ATLANTA (CBS Atlanta) – Many feel as though a cough lingers well after other symptoms of illness have gone away – and those people may have a point. A new study has found that the average cough lasts around 18 days, a fact which leads to widespread misconceptions regarding proper treatment of a cough.
The study, conducted by researchers at the University of Georgia and funded by the Institute for Evidence-Based Health Professions Education at UGA, looked at 19 observational studies that examined anywhere between 23 and 1,230 patients, all of which took place in either the United States, Europe, Russia or Kenya.
That data was used to determine that the average cough reportedly lasts an estimated 17.8 days.
Researchers then asked 500 Georgia residents questions about how long they thought a cough lasted. The average response was seven to nine days, CBS News reported. The difference between a patient’s expectations and the scientific reality lead to frequent misuse of medications, according to researchers involved in the study.
“If a patient expects that an episode of [acute cough illness] should last about 6 or 7 days, it makes sense that they might seek care for that episode and request an antibiotic after 5 or 6 days,” the online version of the study noted. “Furthermore, if they begin taking an antibiotic 7 days after the onset of symptoms, they may begin to feel better 3 or 4 days later, with the episode fully resolving 10 days later.”
Researchers added, “Although this outcome may reinforce the mistaken idea that the antibiotic worked, it is merely a reflection of the natural history of [acute cough illness].”

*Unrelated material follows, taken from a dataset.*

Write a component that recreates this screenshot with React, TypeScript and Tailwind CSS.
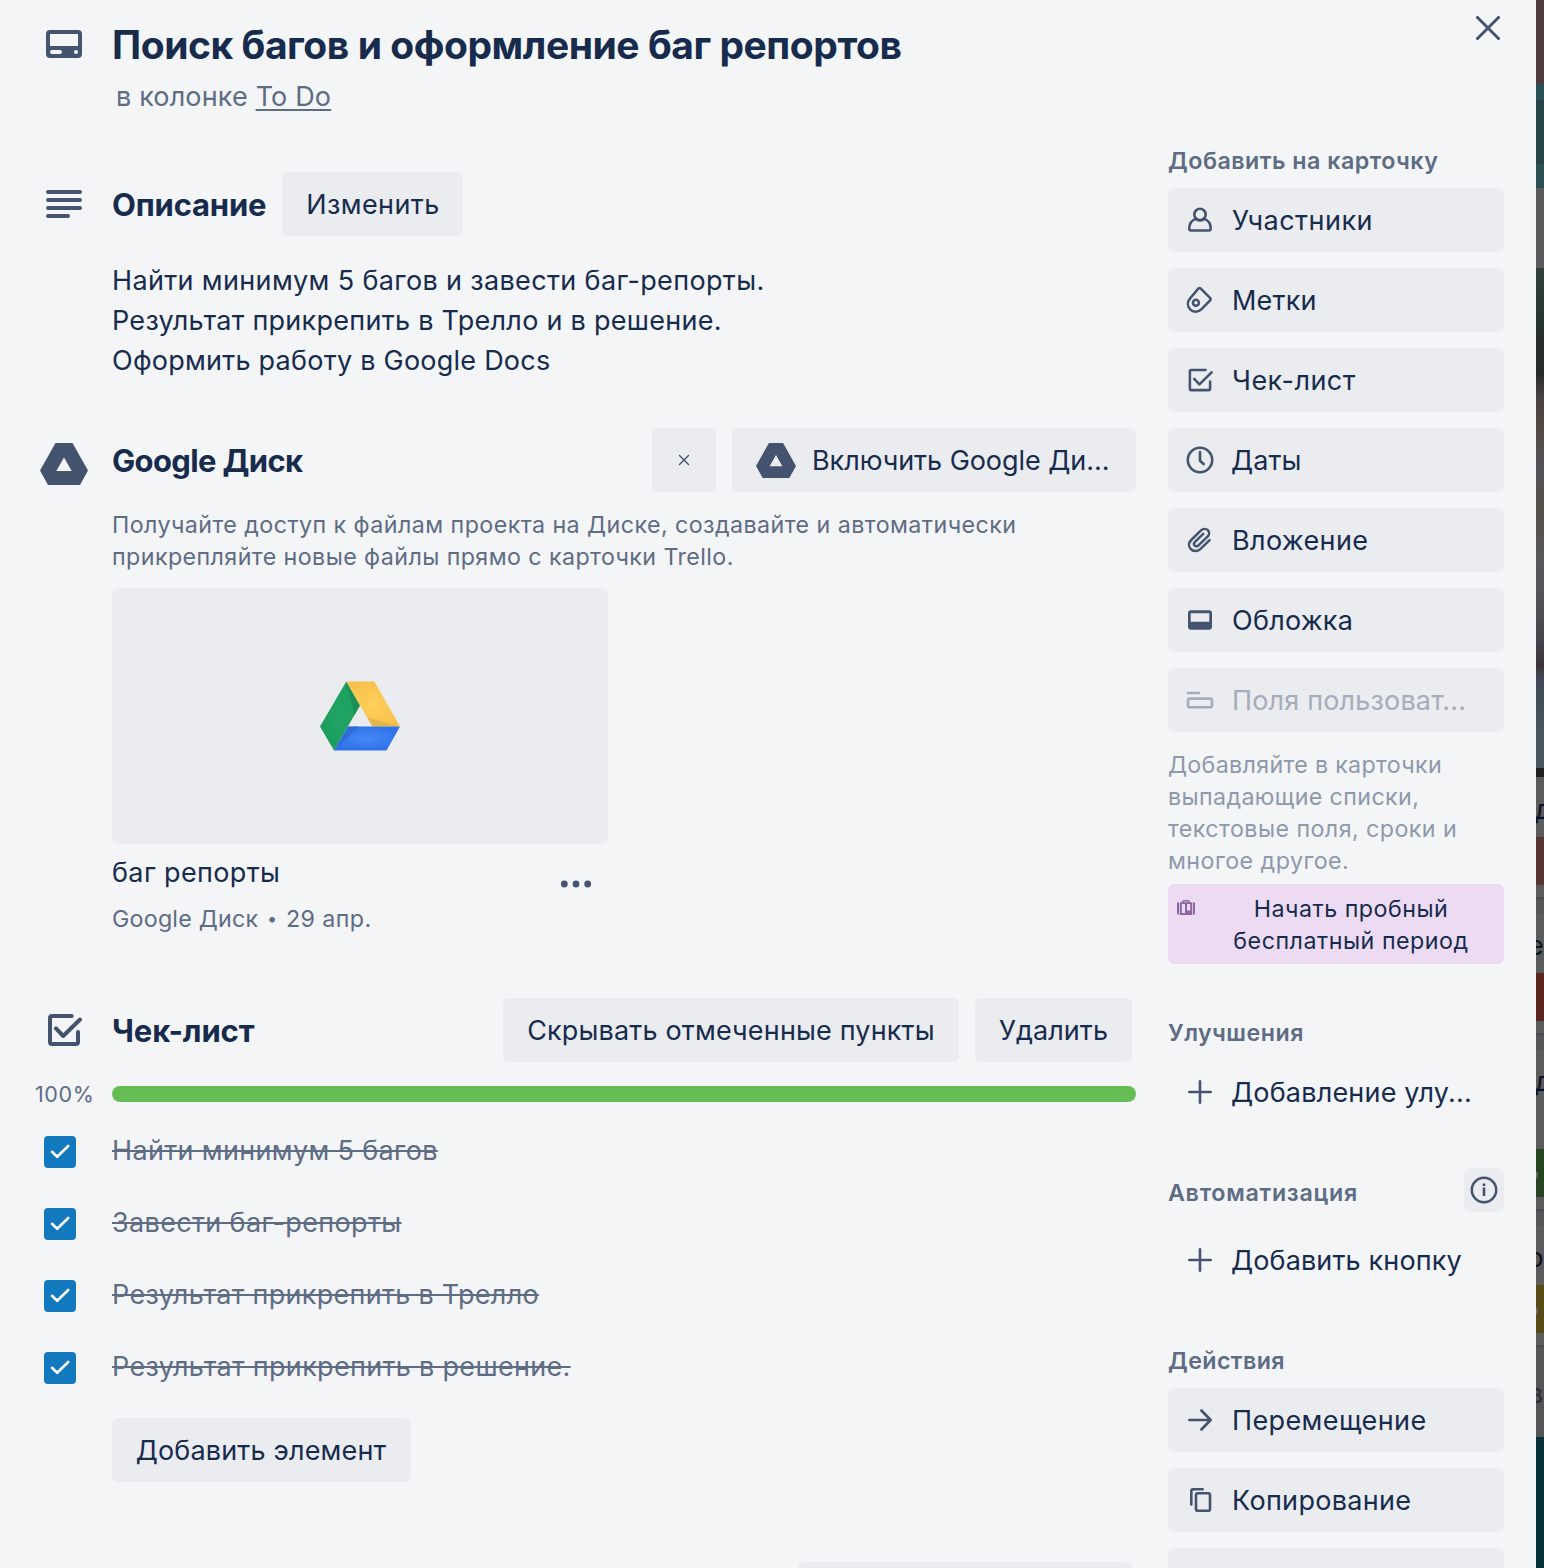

According to the Centers for Disease Control and Prevention, people with acute cough illness account for two to three percent of doctor visits, and more than half of them are given a prescription for antibiotics to handle the problem.
Experts feel that this course of treatment is far too often utilized.
“There is a mismatch in what people believe and reality,” Dr. Mark Ebell, associate professor of epidemiology in the UGA College of Public Health, said in a press release obtained by CBS News. “If someone gets acute bronchitis and isn’t better after four to five days, they may think they need to see a doctor and get an antibiotic. And when the first one doesn’t work, they come back for or five days later for another.”
Ebell is fearful that many people are treating their coughs with antibiotics, which leads to antibiotic resistance.
“We know from clinical trials there is very little, if any, benefit to antibiotic treatments for acute cough because most of these illnesses are caused by a virus,” he added.
He additionally noted that these unnecessary doctor visits are raising the costs of health care.
“We are spending a lot of money on things that don’t make us healthier, and it is important to figure out what does work and what doesn’t work,” he added.
The study was published in a recent edition of the Annals of Family Medicine.